Jackhammers, saws and Ecobust, an expansive controlled demolition agent, all slowly chipped away at the project and a remote control demolition robot probably had the most success.
"It's amazing," said football coach Sean McDonnell. "It just reminds me of an old World War I gun turret. Some guy in construction seven or eight years ago when stuff was getting renovated around here was in our office and he started hitting one of our walls and said, 'Look, you guys are in the safest place for a nuclear attack. Everything you have around here. The concourse. The press box.' You wondered what he was talking about and then you watched them trying to take it down and he was right."
The toughness of the press box was only fitting, Scarano said during the demolition process: "I look at this press box fighting us tooth and nail out there. It is so Wildcat, isn't it? It is UNH Wildcat to the end. That thing ain't giving up. It's kind of like Coach Mac in bricks and mortar out there."
Scarano got a particular kick out of it when MacLeod's crew found a plastic bucket mortared into one corner of a wall, used as a shim where the project worked around a steam pipe. Remnants of the press box, complete with the bucket.
"That is awesome," he said. "That's good old New England ingenuity right there, good old frugality, New England frugality. You cannot make this stuff up."
For the countless stories, the frigid games and in the end the toughness of the press box, it all came down to the people who inhabited the place for Bruckner.
"They were the best part," he said. "We had Jock MacKenzie and Jim Jeannotte and Bob Norton doing the radio. We had Larry Favinger from the Portsmouth Herald and the people from Foster's and the Boston Globe and Union Leader."

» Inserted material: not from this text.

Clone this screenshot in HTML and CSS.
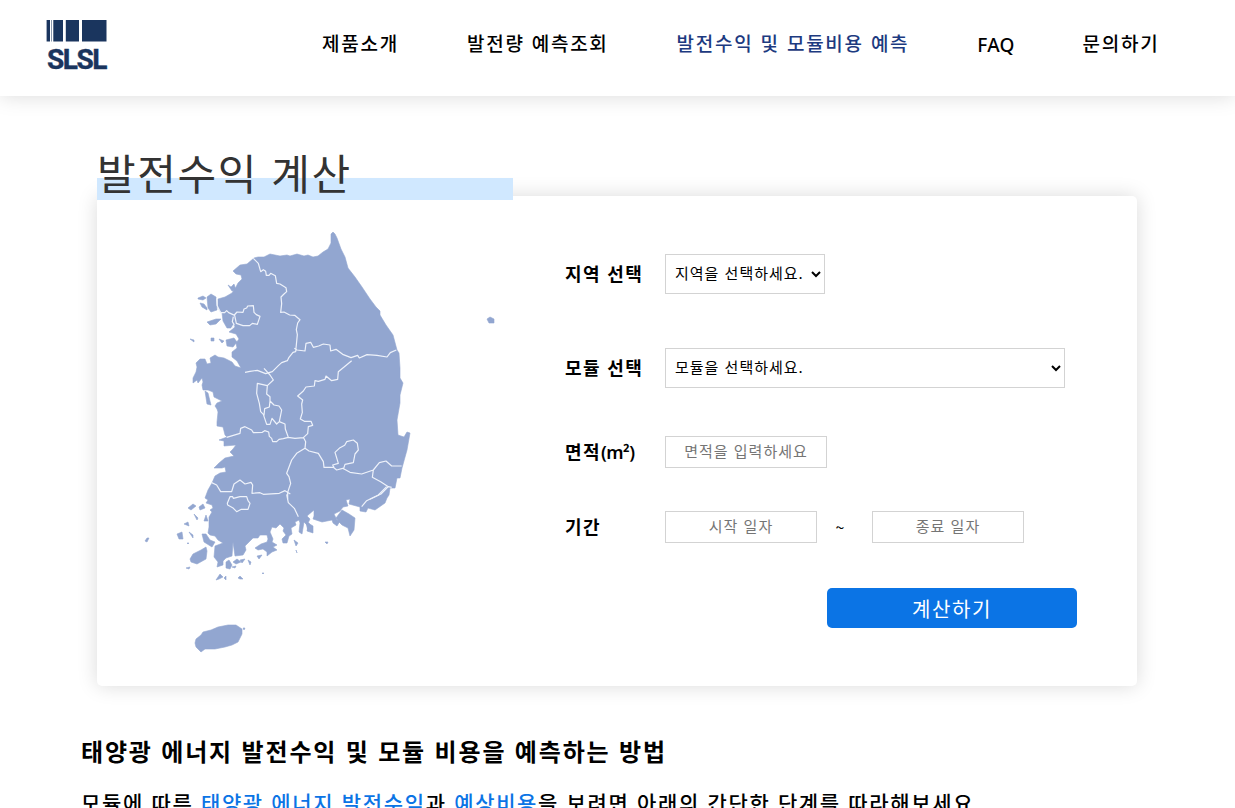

Full disclosure: I covered games from the press box at varying times through the decades, starting during my undergraduate years here in the 1970s and through last season. In later years, I'd sit in the press box and look up at what looked like cracking concrete above and be convinced some exuberant coach was going to get overly excited, jump up and down, and come crashing through and land on us. Ha. Guess that wasn't about to happen.